According to Pohlmann in his Principles of Digital Audio,
the process of going from digital storage medium to analog waveform is (if I've understood it correctly) like this:

The signal is stored as data on a digital medium, in a coded form (like EFM or MFM).

From there, the clockinformation in the bitstream is identified. In most cases, the signal contains time errors, "jitter". This can however be corrected by a PLL (phaselocked loop) and by data buffers.

From the storage medium, the code is sent to be recoded into a code that the rest of the signal chain can work with (usually NRZ, "non-return to zero"-code).

Audio and correction data are separated. The correction data is used to correct the errors bound to arise when data density is very high (the frequency and size of the errors vary however).
If that's not possible, the system tries to conceal the error. In it's easiest form, it works by keeping the amplitude of the last correct sample. In more advanced cases, a "bridge" is established between two correct samples.
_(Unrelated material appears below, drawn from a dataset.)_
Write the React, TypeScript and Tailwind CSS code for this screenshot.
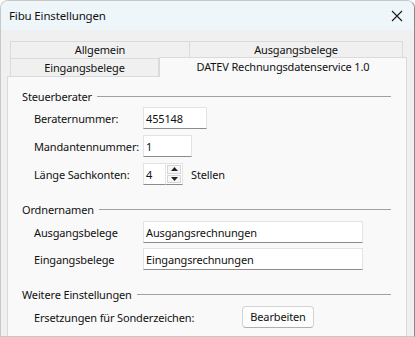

The bitstream then enters the D/A-converter, which in a multibit delta sigma case oversamples the data and recuces the bitstream to only a couple of bits. Here, the data has taken on a pulse width modulation or pulse density modulation-form.
The bitstream then goes into a switched capacitor network, where an analogue waveform is created.



It all looks good to me, and I sure hope it is, too =)

But on to the question: where is the clock syncing up the data? In the DAC?

Another D/A-question

Reply #1
I just know the basics about it, so my answer may be inaccurate, but

In a standalone CD player, the data is clocked in the EFM decoder (it follows the path CD -> NRZ -> EFM -> CIRC -> DAC).
There is a buffer there that allows for servo mechanism to adjust the CD rotation speed.
The CIRC decoding and the DAC work in synchronisation with the clock, and the CD speed is slightly adjusted so that the buffer that feeds the EFM/CIRC part is always half full.

If the CD player feeds an external DAC with an S/PDIF cable, like an external receiver, then the DAC slaves its clock to the incoming data stream. This stream has an inaccurate clock (=jittery clock) because of the cable, but the DAC can correct most of this jitter. It has a PLL circuitry that rebuilds a stable signal whose rate is similar, so that the DAC clock remains slaved to the CD Player clock. But if the CD player clock drifts slowly, then the DAC clock is forced to follow it in order not to loose the stream. It cannot act on the speed of the CD and maintain its own clock (the receiver has no control on the CD Player). That's why we say that its clock is "slaved" to the digital input.

Another D/A-question

Reply #2
Quote from: status_brun on
But on to the question: where is the clock syncing up the data? In the DAC?

The clock is typically a low-jitter high-speed oscillator that feeds both the sigma-delta DAC and player demod/decoder. The buffer between the EFM code demodulator and the CIRC decoder is what queues motor speed control to maintain constant linear velocity.

For more info, this thread is invaluable...

http://www.hydrogenaudio.org/forums/index....showtopic=11909

Edit: Where no player is involved, the same high-speed low-jitter clock source is the typical case. The clock feeds the DAC, and the DAC masters a synchronous serial data interface (ie. supplies clock and frame sync, receives data) with the data source.